* **Task statement**
Find and copy lines holding "this".

* **Recorded information**
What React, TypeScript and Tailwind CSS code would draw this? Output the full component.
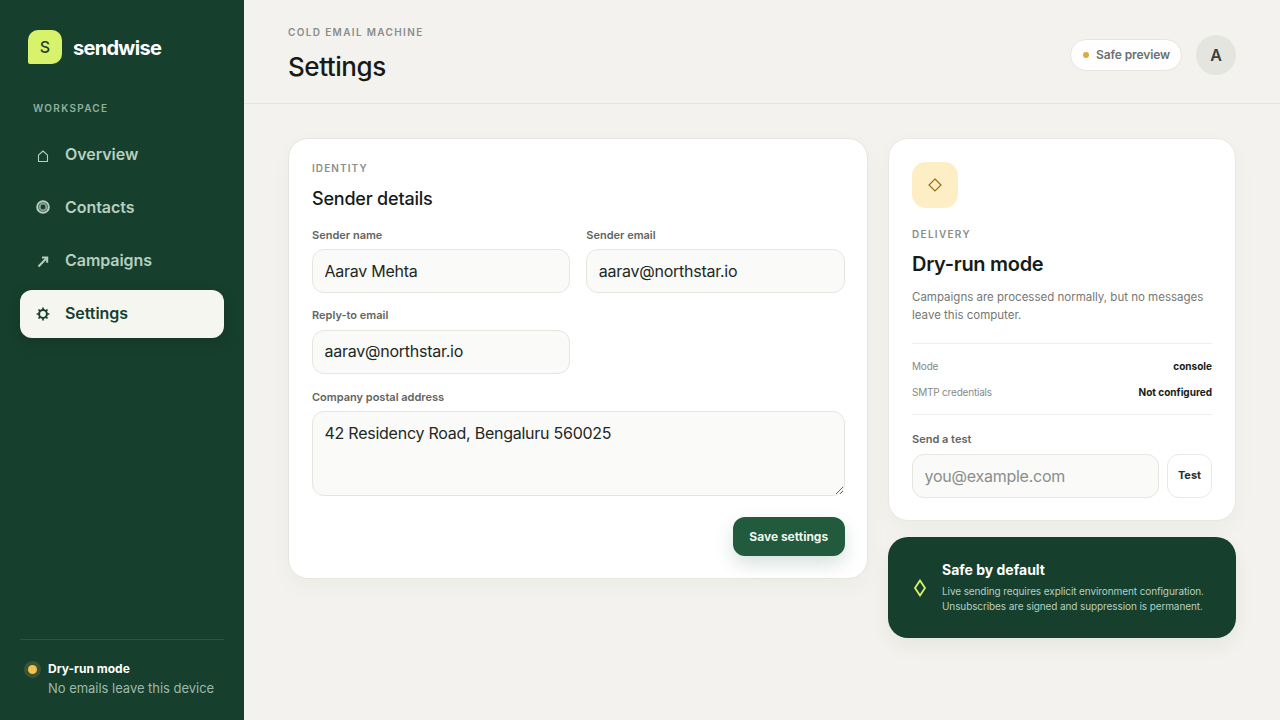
import type { ReactNode } from 'react';

const FONT = "font-['Inter',sans-serif]";

function NavIcon({ children, strokeWidth = 1.3 }: { children: ReactNode; strokeWidth?: number }) {
  return (
    <svg width="16" height="16" viewBox="0 0 16 16" fill="none" stroke="currentColor" strokeWidth={strokeWidth} className="-ml-px">
      {children}
    </svg>
  );
}

const NAV = [
  {
    label: 'Overview',
    icon: (
      <NavIcon strokeWidth={1.1}>
        <path d="M3.5 14.5V8.2L8 4l4.5 4.2v6.3z" strokeLinejoin="round" />
      </NavIcon>
    ),
  },
  {
    label: 'Contacts',
    icon: (
      <NavIcon strokeWidth={2}>
        <circle cx="8" cy="7" r="5.8" />
        <circle cx="8" cy="7" r="3.4" opacity="0.7" />
      </NavIcon>
    ),
  },
  {
    label: 'Campaigns',
    icon: (
      <NavIcon strokeWidth={2}>
        <path d="M3.5 13.5l8-8.2" />
        <path d="M7 4.6h5.2v5.2" />
      </NavIcon>
    ),
  },
  {
    label: 'Settings',
    active: true,
    icon: (
      <NavIcon strokeWidth={2}>
        <circle cx="8" cy="8" r="3.9" />
        <path d="M8 1.6v2M8 12.4v2M1.6 8h2M12.4 8h2M3.5 3.5l1.4 1.4M11.1 11.1l1.4 1.4M3.5 12.5l1.4-1.4M11.1 4.9l1.4-1.4" strokeWidth="1.7" />
      </NavIcon>
    ),
  },
];

function Sidebar() {
  return (
    <aside className="flex h-full w-[244px] shrink-0 flex-col bg-[#173f2d] px-5 pb-[22px] pt-[30px]">
      <div className="flex items-center gap-[11px] pl-2">
        <div className="flex h-[34px] w-[34px] items-center justify-center rounded-[10px] rounded-bl-[2px] bg-[#d9f26b] text-[16px] font-medium text-[#173f2d]">
          S
        </div>
        <span className="pt-[2px] text-[20px] font-bold tracking-[-0.7px] text-white">sendwise</span>
      </div>
      <div className="mb-[16px] mt-[37px] pl-[13px] text-[10px] font-semibold leading-[14px] tracking-[1.3px] text-[#8fb09f]">
        WORKSPACE
      </div>
      <nav className="flex flex-col gap-[5px]">
        {NAV.map((item) => (
          <div
            key={item.label}
            className={
              item.active
                ? 'flex h-12 items-center rounded-xl bg-[#f6f6f1] pl-4 text-[16px] font-semibold tracking-[-0.05px] text-[#173f2d] shadow-[0_4px_14px_rgba(0,0,0,0.15)]'
                : 'flex h-12 items-center rounded-xl pl-4 text-[16px] font-semibold tracking-[-0.05px] text-[#b5cfc0]'
            }
          >
            <span className="flex w-[29px]">{item.icon}</span>
            <span className="pb-[3px]">{item.label}</span>
          </div>
        ))}
      </nav>
      <div className="mt-auto border-t border-[#2a5340] pt-[20px]">
        <div className="flex pl-[8px]">
          <span className="mt-[5px] h-[9px] w-[9px] shrink-0 rounded-full bg-[#f4c04e] shadow-[0_0_0_4px_rgba(244,192,78,0.16)]" />
          <div className="ml-[11px]">
            <div className="text-[12px] font-bold leading-[18px] text-white">Dry-run mode</div>
            <div className="text-[13px] leading-[20px] tracking-[-0.03px] text-[#9db8aa]">No emails leave this device</div>
          </div>
        </div>
      </div>
    </aside>
  );
}

const inputCls =
  'h-[44px] w-full rounded-[12px] border border-[#e6e5e0] bg-[#fafaf8] pb-[1px] pl-[11.5px] pr-3 text-[16px] tracking-[-0.25px] text-[#222824] outline-none placeholder:text-[#8a8e8a]';
const labelCls = 'block text-[11px] font-semibold leading-[16px] text-[#5f6661]';

function Identity() {
  return (
    <section className="h-[441px] w-[580px] shrink-0 rounded-[20px] border border-[#e6e5df] bg-white pl-[23px] pr-[22.5px] pt-[22px] shadow-[0_8px_24px_rgba(30,50,40,0.03)]">
      <div className="text-[10px] font-semibold leading-[14px] tracking-[1.1px] text-[#8a8e8a]">IDENTITY</div>
      <h2 className="mt-[10px] text-[18px] font-medium leading-[28px] tracking-[-0.2px] text-[#161b18]">Sender details</h2>
      <div className="mt-[14px] grid grid-cols-2 gap-x-4">
        <div>
          <label className={labelCls}>Sender name</label>
          <input className={`${inputCls} mt-[6px]`} defaultValue="Aarav Mehta" />
        </div>
        <div>
          <label className={labelCls}>Sender email</label>
          <input className={`${inputCls} mt-[6px]`} defaultValue="aarav@northstar.io" />
        </div>
        <div className="mt-[14px]">
          <label className={labelCls}>Reply-to email</label>
          <input className={`${inputCls} mt-[7px] pb-[2px]`} defaultValue="aarav@northstar.io" />
        </div>
      </div>
      <div className="mt-[15px]">
        <label className={labelCls}>Company postal address</label>
        <textarea
          className="mt-[6px] block h-[85px] w-full rounded-[12px] border border-[#e6e5e0] bg-[#fafaf8] pb-[10px] pl-[11.5px] pr-3 pt-[9px] text-[16px] tracking-[-0.25px] text-[#222824] outline-none"
          defaultValue="42 Residency Road, Bengaluru 560025"
        />
      </div>
      <div className="mt-[21px] flex justify-end">
        <button className="h-[39px] w-[111.5px] rounded-[12px] bg-[#215a3d] text-[12px] font-bold text-[#eef5ee] shadow-[0_8px_18px_rgba(33,90,61,0.18)]">
          Save settings
        </button>
      </div>
    </section>
  );
}

function Row({ label, value }: { label: string; value: string }) {
  return (
    <div className="flex h-[26.5px] items-center justify-between">
      <span className="text-[10px] tracking-[-0.2px] text-[#868a86]">{label}</span>
      <span className="text-[10px] font-bold text-[#161b18]">{value}</span>
    </div>
  );
}

function Delivery() {
  return (
    <section className="h-[383px] rounded-[20px] border border-[#e9e8e2] bg-white px-[23px] pt-[23px] shadow-[0_8px_24px_rgba(30,50,40,0.03)]">
      <div className="flex h-[46px] w-[46px] items-center justify-center rounded-[14px] bg-[#fdeec6]">
        <svg width="14" height="14" viewBox="0 0 14 14" fill="none" stroke="#9a6d14" strokeWidth="1.2">
          <path d="M7 1l6 6-6 6-6-6z" />
        </svg>
      </div>
      <div className="mt-[19px] text-[10px] font-semibold leading-[14px] tracking-[1.3px] text-[#8a8e8a]">DELIVERY</div>
      <h3 className="mt-[9px] text-[20px] font-semibold leading-[28px] tracking-[-0.3px] text-[#161b18]">Dry-run mode</h3>
      <p className="mt-[10px] text-[11.5px] leading-[18px] text-[#747874]">
        Campaigns are processed normally, but no messages leave this computer.
      </p>
      <div className="mt-[19px] border-y border-[#efeeea] pb-[8px] pt-[9px]">
        <Row label="Mode" value="console" />
        <Row label="SMTP credentials" value="Not configured" />
      </div>
      <label className={`${labelCls} mt-[16px]`}>Send a test</label>
      <div className="mt-[7px] flex gap-2">
        <input className={`${inputCls} min-w-0 flex-1`} placeholder="you@example.com" />
        <button className="h-[44px] w-[45px] shrink-0 rounded-[12px] border border-[#e9e8e2] bg-white pb-[1px] text-[11px] font-bold text-[#2b302d]">
          Test
        </button>
      </div>
    </section>
  );
}

function SafeNote() {
  return (
    <section className="flex h-[101px] items-center rounded-[20px] bg-[#173f2d] pl-[25px] shadow-[0_8px_20px_rgba(30,50,40,0.06)]">
      <svg width="14" height="18" viewBox="0 0 14 18" fill="none" stroke="#d9f26b" strokeWidth="1.8" className="shrink-0">
        <path d="M7 1.5l5 7.5-5 7.5-5-7.5z" />
      </svg>
      <div className="ml-[15px] pb-[2px]">
        <div className="text-[14px] font-bold leading-[20px] text-white">Safe by default</div>
        <p className="mt-[4px] text-[10px] leading-[15px] tracking-[-0.1px] text-[#b5cfc0]">
          Live sending requires explicit environment configuration.
          <br />
          Unsubscribes are signed and suppression is permanent.
        </p>
      </div>
    </section>
  );
}

export default function App() {
  return (
    <div className={`flex h-[720px] w-[1280px] overflow-hidden bg-[#f3f2ee] ${FONT}`}>
      <Sidebar />
      <main className="flex min-w-0 flex-1 flex-col">
        <header className="flex h-[104px] shrink-0 items-center justify-between border-b border-[#e6e5df] pl-[44px] pr-[44px] pt-[7px]">
          <div>
            <div className="text-[10px] font-semibold leading-[14px] tracking-[1.35px] text-[#8a8e8a]">COLD EMAIL MACHINE</div>
            <h1 className="mt-[10px] text-[26px] font-medium leading-[36px] tracking-[-0.45px] text-[#161b18]">Settings</h1>
          </div>
          <div className="flex items-center gap-[14px]">
            <div className="flex h-[32px] w-[112px] items-center rounded-full border border-[#e6e5df] bg-white pl-3 text-[12px] font-semibold tracking-[-0.1px] text-[#6c716d]">
              <span className="mr-[7px] h-[6px] w-[6px] rounded-full bg-[#e0a93b]" />
              Safe preview
            </div>
            <div className="flex h-10 w-10 items-center justify-center rounded-full bg-[#e4e5df] text-[16px] font-semibold text-[#3a413c]">
              A
            </div>
          </div>
        </header>
        <div className="flex gap-5 pl-[44px] pr-[44px] pt-[34px]">
          <Identity />
          <div className="flex min-w-0 flex-1 flex-col gap-4">
            <Delivery />
            <SafeNote />
          </div>
        </div>
      </main>
    </div>
  );
}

* **Problem solution**
What React, TypeScript and Tailwind CSS code would draw this? Output the full component.
            <div className="text-[13px] leading-[20px] tracking-[-0.03px] text-[#9db8aa]">No emails leave this device</div>
        Campaigns are processed normally, but no messages leave this computer.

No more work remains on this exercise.